About a week into our courtship, there was another meeting. I was actually invited to this one, which was also attended by Luke and all four parents. This was the meeting when we were going to decide what our courtship would be like, and part of that was whether or not we’d hold hands. Yes, that was decided in committee. My parents said we shouldn’t hold hands because we would either ruin our natural sex drives by not having sex after holding hands, OR we might have sex before marriage and ruin our marriage (whereas if we waited, God would bless our marriage and we would avoid many common marital problems). Further, if we did hold hands, they probably couldn’t trust us to ever be alone together, because who knows what else we might do physically. But it was our choice. Riiiiight. Of course we decided not to hold hands. I was so disappointed — I thought that now that we were a couple, Luke could comfort me when I cried, but he still couldn’t do that, not by touching me anyways. I cried right then, feeling utterly alone. My parents were upset at me for crying.

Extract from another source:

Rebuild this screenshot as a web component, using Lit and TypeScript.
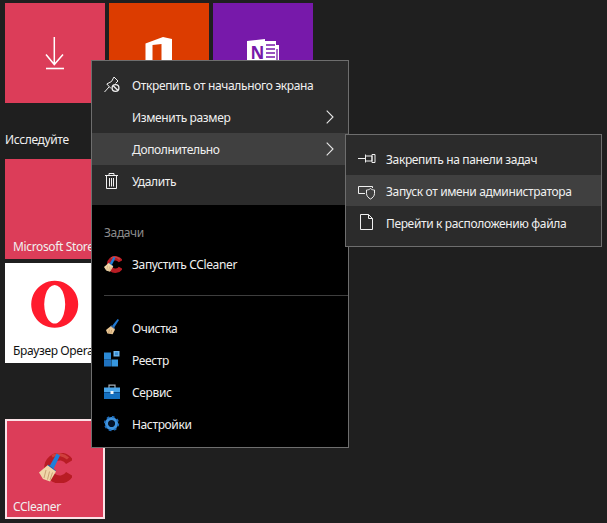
import { LitElement, html, css, svg } from "lit";
import { customElement } from "lit/decorators.js";

const ccleaner = (w: number, h: number) => html`<svg width=${w} height=${h} viewBox="0 0 33 30">
  <path d="M30.5 9 A11.5 11.5 0 1 0 30.5 21" fill="none" stroke="#b81c24" stroke-width="8"/>
  <path d="M29 5.5 A13.5 13.5 0 0 0 13 3.2" fill="none" stroke="#cf3f3c" stroke-width="3"/>
  <path d="M17.6 0.6 L21 2.6 L14.5 16 L10.4 13.4 Z" fill="#1f7fd8"/>
  <path d="M9.5 11.5 L16.8 17.5 L15.6 19.5 L8 13 Z" fill="#2461a8"/>
  <path d="M0 19.5 L8.6 12.3 L17 18.5 L11 28.5 L4 26 Z" fill="#f0d6a8"/>
  <path d="M7 17 L5 25 M10.5 18.5 L8.5 26.5 M13.5 19.5 L11 27" stroke="#c9a274" stroke-width="1" fill="none"/>
</svg>`;

const brush = html`<svg width="18" height="18" viewBox="0 0 18 18">
  <path d="M13.6 0 L15 1 L10.2 8.4 L8 7 Z" fill="#1f78d1"/>
  <path d="M7.2 6.2 L11 9 L10.2 10.4 L6.4 7.6 Z" fill="#3a6ea8"/>
  <path d="M2 11 L6.6 7.2 L11 10.6 L8.6 15.2 L3.4 14.6 Z" fill="#eac795"/>
  <path d="M5.5 10.5 L4.6 14 M7.6 11 L6.8 14.6" stroke="#b98f5c" stroke-width=".7"/>
</svg>`;

const registry = html`<svg width="18" height="18" viewBox="0 0 18 18">
  <rect x="0" y="1.5" width="7" height="7" fill="#2b8ad6"/>
  <rect x="0" y="8.5" width="7" height="7" fill="#1f72bf"/>
  <rect x="7.4" y="8.5" width="6.6" height="7" fill="#3798e0"/>
  <rect x="9.5" y="0" width="6" height="5.5" fill="#6db6ec"/>
  <rect x="11" y="1.3" width="3" height="2.8" fill="#3a8fd6"/>
</svg>`;

const toolbox = html`<svg width="16" height="16" viewBox="0 0 16 16">
  <path d="M5 4 V1.2 H11 V4" stroke="#a3aeb8" stroke-width="1.2" fill="none"/>
  <rect x="0" y="3.5" width="16" height="5" fill="#4aa6ea"/>
  <rect x="0" y="8.5" width="16" height="6.5" fill="#1470c0"/>
  <rect x="0" y="8" width="16" height="1" fill="#0d4f90"/>
  <rect x="6.5" y="7" width="3" height="3" fill="#f2f6fa"/>
</svg>`;

const gear = html`<svg width="16" height="16" viewBox="0 0 18 18">
  <circle cx="8.5" cy="8.5" r="5.6" fill="none" stroke="#3f93de" stroke-width="3.6"/>
  <circle cx="8.5" cy="8.5" r="7.6" fill="none" stroke="#1f6dbb" stroke-width="2" stroke-dasharray="3 3"/>
  <circle cx="8.5" cy="8.5" r="3.5" fill="#03122a"/>
</svg>`;

const stroke = "#f0f0f0";
const unpin = html`<svg width="18" height="18" viewBox="0 0 18 18" fill="none" stroke=${stroke} stroke-width="1">
  <path d="M0.5 16 L5 11 M2.8 8 L7.5 5.5 L10 1 L14 5 L11.5 7.5 M2.8 8 L7 12.5"/>
  <circle cx="11.5" cy="12" r="3.4" stroke-width="1.3"/>
  <path d="M9.2 9.7 L13.8 14.3" stroke-width="1.3"/>
</svg>`;
const trash = html`<svg width="18" height="18" viewBox="0 0 18 18" fill="none" stroke=${stroke} stroke-width="1">
  <path d="M1 3.5 H14 M5 3.5 V1.5 H10 V3.5 M2.5 3.5 V16.5 H12.5 V3.5 M5.5 6 V14.5 M7.5 6 V14.5 M9.5 6 V14.5"/>
</svg>`;
const chevron = html`<svg class="chev" width="8" height="14" viewBox="0 0 8 14" fill="none" stroke="#e6e6e6" stroke-width="1.1">
  <path d="M0.7 0.7 L7 7 L0.7 13.3"/>
</svg>`;
const hpin = html`<svg width="18" height="18" viewBox="0 0 18 18" fill="none" stroke=${stroke} stroke-width="1">
  <path d="M0 8.5 H7 M7.5 4.5 V12.5 M7.5 6 H14 V11 H7.5 M14 4.5 H17 V12.5 H14 Z"/>
</svg>`;
const shield = html`<svg width="18" height="18" viewBox="0 0 18 18" fill="none" stroke=${stroke} stroke-width="1">
  <path d="M7 11.5 H0.5 V4.5 H14.5 V6"/>
  <path d="M12.5 6.5 C11.5 7.5 10 8 8.5 8 V11.5 C8.5 14 10.5 16 12.5 17 C14.5 16 16.5 14 16.5 11.5 V8 C15 8 13.5 7.5 12.5 6.5 Z"/>
</svg>`;
const file = html`<svg width="18" height="18" viewBox="0 0 18 18" fill="none" stroke=${stroke} stroke-width="1">
  <path d="M2.5 1.5 V16.5 H14.5 V5.5 L10.5 1.5 Z M10.5 1.5 V5.5 H14.5"/>
</svg>`;

const office = svg`<path d="M145.5 43.5 L163 37 L172 39 V75 H145.5 Z M152.5 45 V70 H161.5 V44 Z" fill="#fff" fill-rule="evenodd" transform="translate(-109 -3)"/>`;

@customElement("app-root")
export class AppRoot extends LitElement {
  static styles = css`
    :host {
      display: block;
      position: relative;
      width: 607px;
      height: 523px;
      overflow: hidden;
      background: #1f1f1f;
      font-family: "Noto Sans", "Open Sans", sans-serif;
      font-size: 12px;
      letter-spacing: -0.36px;
      color: #f0f0f0;
    }
    .tiles { display: flex; flex-direction: column; padding: 3px 0 0 5px; }
    .row { display: flex; gap: 4px; }
    .tile {
      position: relative;
      box-sizing: border-box;
      width: 100px;
      height: 100px;
      display: flex;
      align-items: center;
      justify-content: center;
    }
    .tile > svg { display: block; }
    .pink { background: #dc3d59; }
    .orange { background: #dc3c00; }
    .purple { background: #7719aa; }
    .white { background: #fff; color: #111; }
    .sel { border: 2px solid #fbe2e6; }
    .sel > svg { margin: 0 0 3px 1px; }
    .stack { display: flex; flex-direction: column; gap: 4px; }
    .caption { position: absolute; left: 8px; bottom: 4px; line-height: 16px; white-space: nowrap; }
    .sel .caption { left: 6px; bottom: 2px; }
    .section { height: 56px; box-sizing: border-box; padding-top: 16px; display: flex; align-items: center; color: #f0f0f0; white-space: nowrap; }
    .gap { height: 56px; }
    .menu {
      position: absolute;
      box-sizing: border-box;
      background: #000;
      border: 1px solid #6e6e6e;
      display: flex;
      flex-direction: column;
    }
    .main { left: 91px; top: 60px; width: 258px; height: 388px; }
    .sub { left: 345px; top: 134px; width: 257px; height: 113px; background: #2b2b2b; padding: 8px 0; }
    .top { background: #2b2b2b; padding: 8px 0; }
    .item { display: flex; align-items: center; height: 32px; padding: 0 0 0 12px; }
    .item.hot { background: #404040; }
    .ic { width: 28px; flex: none; display: flex; align-items: center; }
    .ic svg { display: block; }
    .txt { flex: 1; white-space: nowrap; }
    .sub .txt { padding-top: 2px; }
    .chev { margin-right: 14px; }
    .bottom { padding: 11px 0 0; display: flex; flex-direction: column; }
    .head { height: 32px; display: flex; align-items: center; padding-left: 12px; color: #8c8c8c; }
    .sep { height: 1px; background: #3e3e3e; margin: 15px 0 16px 12px; }
  `;

  render() {
    return html`
      <div class="tiles">
        <div class="row">
          <div class="tile pink">
            <svg width="100" height="100" viewBox="0 0 100 100" fill="none" stroke="#fff">
              <path d="M49.3 34 V62 M41 51.5 L49.3 61.5 L58 51.5" stroke-width="1.5"/>
              <path d="M41 65.5 H59" stroke-width="1.6"/>
            </svg>
          </div>
          <div class="tile orange">
            <svg width="100" height="100" viewBox="0 0 100 100">${office}</svg>
          </div>
          <div class="tile purple">
            <svg width="100" height="100" viewBox="0 0 100 100">
              <path d="M34 38 L52 36 V70 H34 Z" fill="#fff"/>
              <path d="M52 38 H63 V42 H66 V70 H52 Z" fill="#fff"/>
              <path d="M53 42 H62 M53 46 H62 M53 50 H62 M53 54 H62 M53 58 H62 M64 46 V62" stroke="#7719aa" stroke-width="1.3"/>
              <text x="37.5" y="56" font-family="Noto Sans" font-weight="700" font-size="17" fill="#7719aa">N</text>
            </svg>
          </div>
        </div>
        <div class="section">Исследуйте</div>
        <div class="stack">
          <div class="tile pink"><span class="caption">Microsoft Store</span></div>
          <div class="tile white">
            <svg width="100" height="100" viewBox="0 0 100 100">
              <path fill-rule="evenodd" fill="#ff1b2d" d="M49.7 17.8 a23.5 23.5 0 1 0 0.01 0 Z M49.7 22 a10.5 19.3 0 1 1 -0.01 0 Z"/>
            </svg>
            <span class="caption">Браузер Opera</span>
          </div>
        </div>
        <div class="gap"></div>
        <div class="tile pink sel">
          ${ccleaner(33, 30)}
          <span class="caption">CCleaner</span>
        </div>
      </div>

      <div class="menu main">
        <div class="top">
          <div class="item"><span class="ic">${unpin}</span><span class="txt">Открепить от начального экрана</span></div>
          <div class="item"><span class="ic"></span><span class="txt">Изменить размер</span>${chevron}</div>
          <div class="item hot"><span class="ic"></span><span class="txt">Дополнительно</span>${chevron}</div>
          <div class="item"><span class="ic">${trash}</span><span class="txt">Удалить</span></div>
        </div>
        <div class="bottom">
          <div class="head">Задачи</div>
          <div class="item"><span class="ic">${ccleaner(18, 17)}</span><span class="txt">Запустить CCleaner</span></div>
          <div class="sep"></div>
          <div class="item"><span class="ic">${brush}</span><span class="txt">Очистка</span></div>
          <div class="item"><span class="ic">${registry}</span><span class="txt">Реестр</span></div>
          <div class="item"><span class="ic">${toolbox}</span><span class="txt">Сервис</span></div>
          <div class="item"><span class="ic">${gear}</span><span class="txt">Настройки</span></div>
        </div>
      </div>

      <div class="menu sub">
        <div class="item"><span class="ic">${hpin}</span><span class="txt">Закрепить на панели задач</span></div>
        <div class="item hot"><span class="ic">${shield}</span><span class="txt">Запуск от имени администратора</span></div>
        <div class="item"><span class="ic">${file}</span><span class="txt">Перейти к расположению файла</span></div>
      </div>
    `;
  }
}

Throughout the courtship I was still expected to email through my mom’s email account. One day, I was searching for something I had written but not sent to Luke, and accidentally found a letter she had written to Luke giving him permission to email me privately, but it was never sent. I always wondered if it was because she was disappointed with the way courtship was going.

According to my parents, Luke didn’t spend enough time with my family, and I spent too much time with his family. This is a feud that continued well into our marriage.  (At the time, Luke was coming over at least every Tuesday, or some day of the week. I was going over there to film the movie or work on the magazine, and occasionally for dinner).

I really, in my parents’ opinion, shouldn’t have been going to Luke’s house at all, because I wasn’t courting him, he was courting me.

Luke and I were deeply in love, and couldn’t express it any way but through words and gazing into each other’s eyes. It kind of upset people. Luke once said in an email that no one had ever been as much in love, and the shit hit the fan. Mom, who was still reading every email, felt personally attacked by this declaration, and I was the one that got yelled at for it.

My parents also thought that maybe we were too emotionally attached, since we didn’t even have a wedding scheduled. There was talk of transferring me to a different university.

Our families began to not get along so well. My parents were pushing for a marriage very soon, while his parents thought things were moving a too fast. My mother-in-law has said many times since that she didn’t think we should have married so young or so soon.

There was a little confusion, too, about who had authority over who, now that Luke and I were basically betrothed.

So there was another meeting. Dad likes meetings.

At this meeting, Luke and his dad showed up to listen to my dad talk. Dad had been given a revelation from the Lord. Dad told them that they were like chiefs of their little Indian tribes (yes, this is a bit racist), and that Luke was becoming a chief but he didn’t have a squaw (I’m the squaw). There was a diagram to go with this analogy. It showed Luke coming out of his dad’s ‘chiefdom’, but I was still under Dad’s chiefdom, with something like a dotted line between me and Luke. So basically, Luke’s dad had no power over the relationship, Luke had very little power, and I had none. Dad, who didn’t especially want the authority, he said, had all the power. Dad was very excited to share this message from God, to help solve all our courtship problems.

Furthermore, this dotted line connected Dad to Luke through me, so Dad had authority over Luke through me, for the time being. Dad also used this diagram to excuse him talking to me about things he really needed to address to Luke (like when Luke needed a job, and Dad asked me daily what Luke was doing to find one). Triangulation anyone?

I wasn’t at the meeting but Luke filled me in, and Dad shared the diagram and analogy with mom and me also.

The Hobbs came over Christmas evening 2007, so Luke could give me his present. We were in the dining room with our mothers, while everyone else was gathered around the computer watching a video. Luke gave me a CD he had made of songs that reminded him of us. I was a little disappointed, as my little brother had told me that he told Luke I wanted a ring, but I read the list of songs anyways. While I was distracted, Luke got down on one knee reached into his coat pocket and pulled out a jewelry box. He asked me to marry him and I was like ‘duh.’ (but I think I said it more graciously than that.)

I put the ring on my own finger; not exactly like how I had pictured it when I was a little girl.

My parents later complained that Luke hadn’t asked their permission to get engaged, or told them when so they could prepare something special (Luke tells me they knew he was buying/had bought a ring, so I’m not sure what the problem was). But of course, they didn’t complain to Luke about that, only to me.

So we were engaged. It was a little anticlimactic. The only real difference, at that point, was I had a flashy new ring, and we could refer to each other as ‘my fiance’. A week later, we set a wedding date for after the spring semester ended in May.